Scaling AI Performance Across Practice Areas
Not all legal data is created equal, litigation data doesn’t serve corporate deals well, and vice versa. KM ensures training datasets are tailored to each practice area.
Litigation AI thrives on structured case history, briefs, pleadings, and discovery materials. Corporate AI benefits from M&A agreements, due diligence checklists, and regulatory filings.
Precision in data separation means every AI deployment is fit-for-purpose, improving adoption and user trust.
The Leadership Imperative
Firms that treat data for AI training as a strategic investment, with leadership committing budget, tools, and headcount to KM, are future-proofing their competitive edge.
Leaders need to:
– Fund ongoing data curation, not just one-off cleanups.
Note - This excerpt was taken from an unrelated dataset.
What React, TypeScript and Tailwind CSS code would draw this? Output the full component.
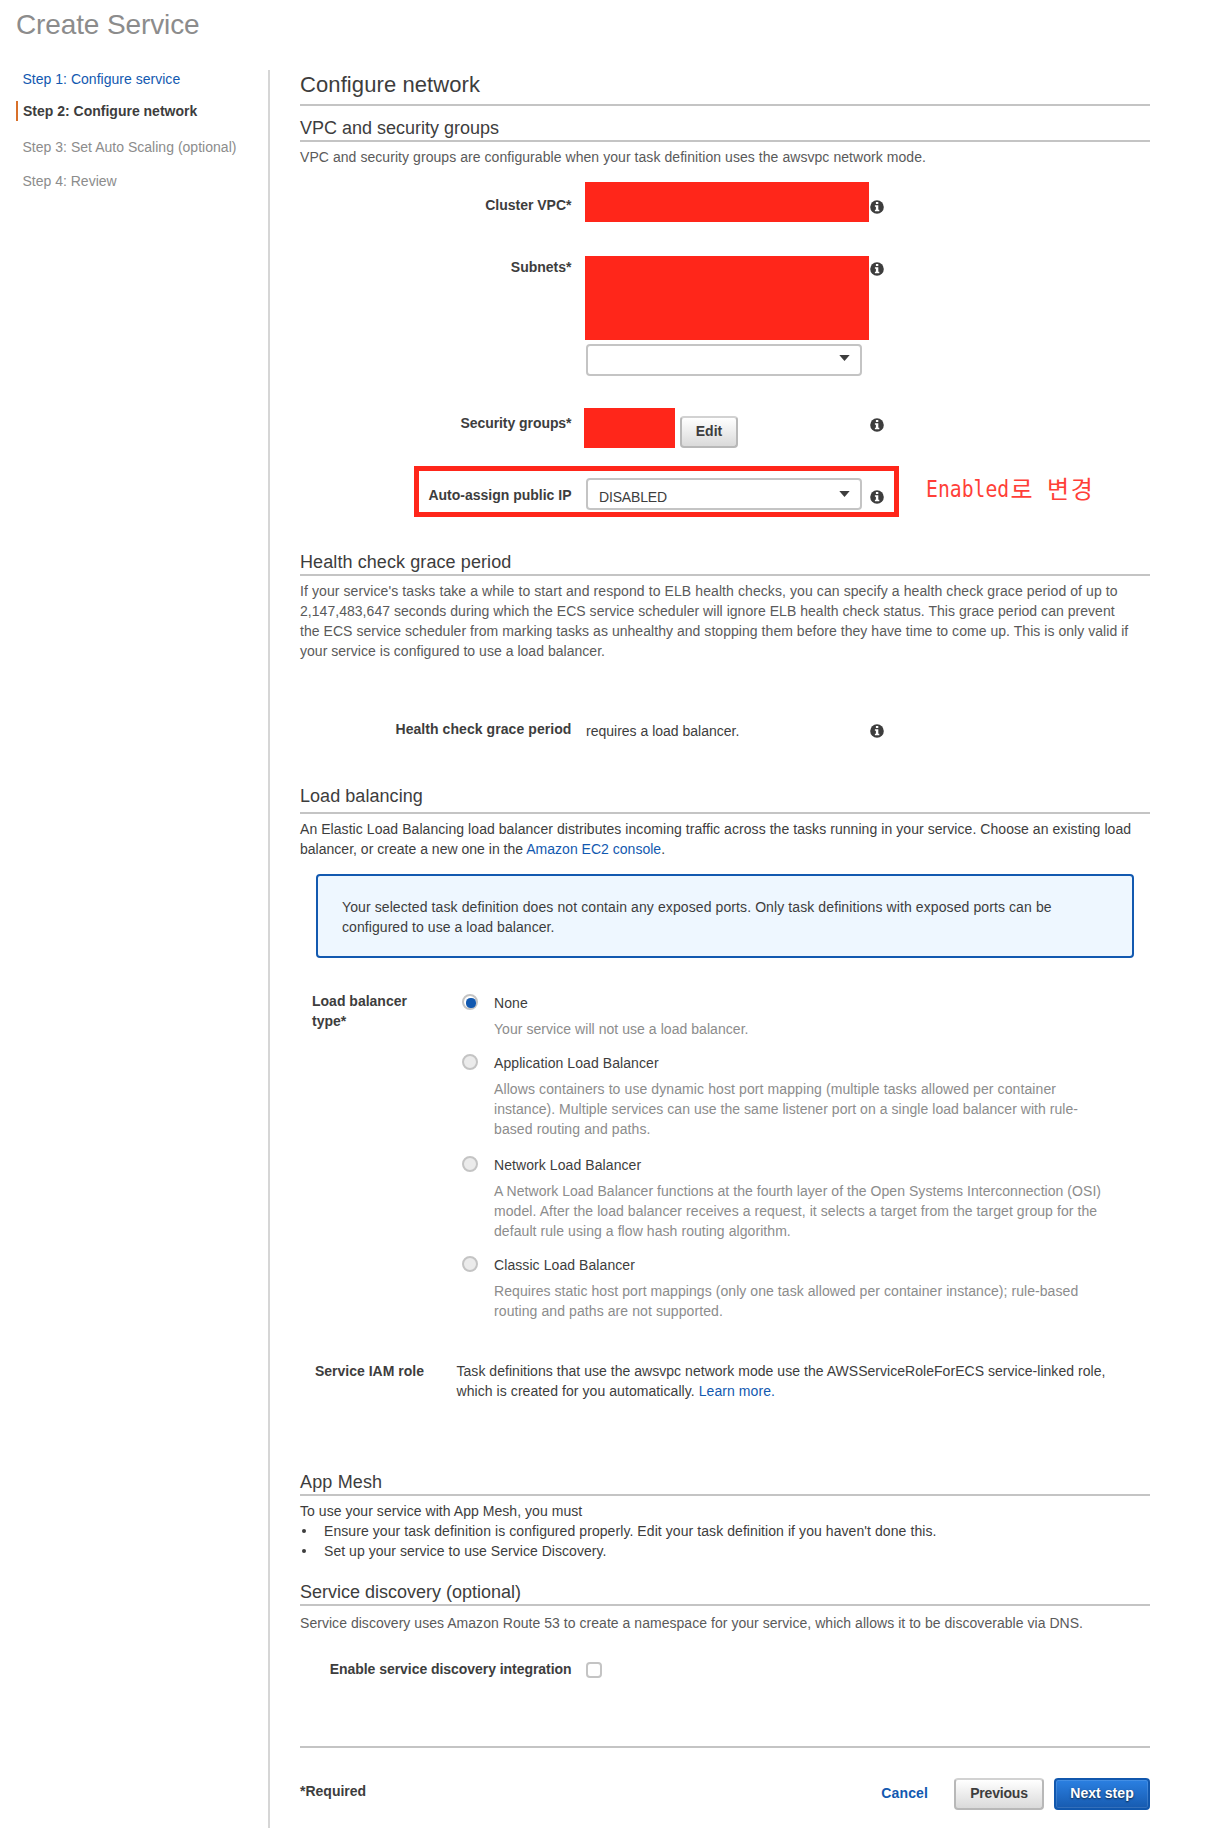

– Incentivize lawyers to contribute to shared knowledge repositories.
– Appoint KM champions within practice groups to keep datasets fresh.
Without leadership buy-in, quality erodes and AI outputs degrade over time.
Looking Ahead: Data as Competitive Advantage
In a world where AI is becoming table stakes, the quality of your AI is what will set you apart. That quality starts and ends with data. Think of it as brand equity, the more you invest in clean, structured, context-rich training data today, the stronger your firm’s tech-enabled service delivery will be tomorrow.
Your competitors might buy the same AI tool off the shelf. But if your training dataset is better, your AI will be smarter, faster, and more aligned to your clients’ needs. That’s the difference between adopting AI and mastering it.
The legal industry often talks about AI as the future, but AI is here now, and its effectiveness hinges on what you feed it. High-quality data for AI training, powered by strategic KM, isn’t just a tech requirement, it’s a business imperative. Firms that master this discipline will enjoy outsized returns, delivering faster, more consistent, and more innovative client outcomes. Those that neglect it risk being left behind in an increasingly data-driven market.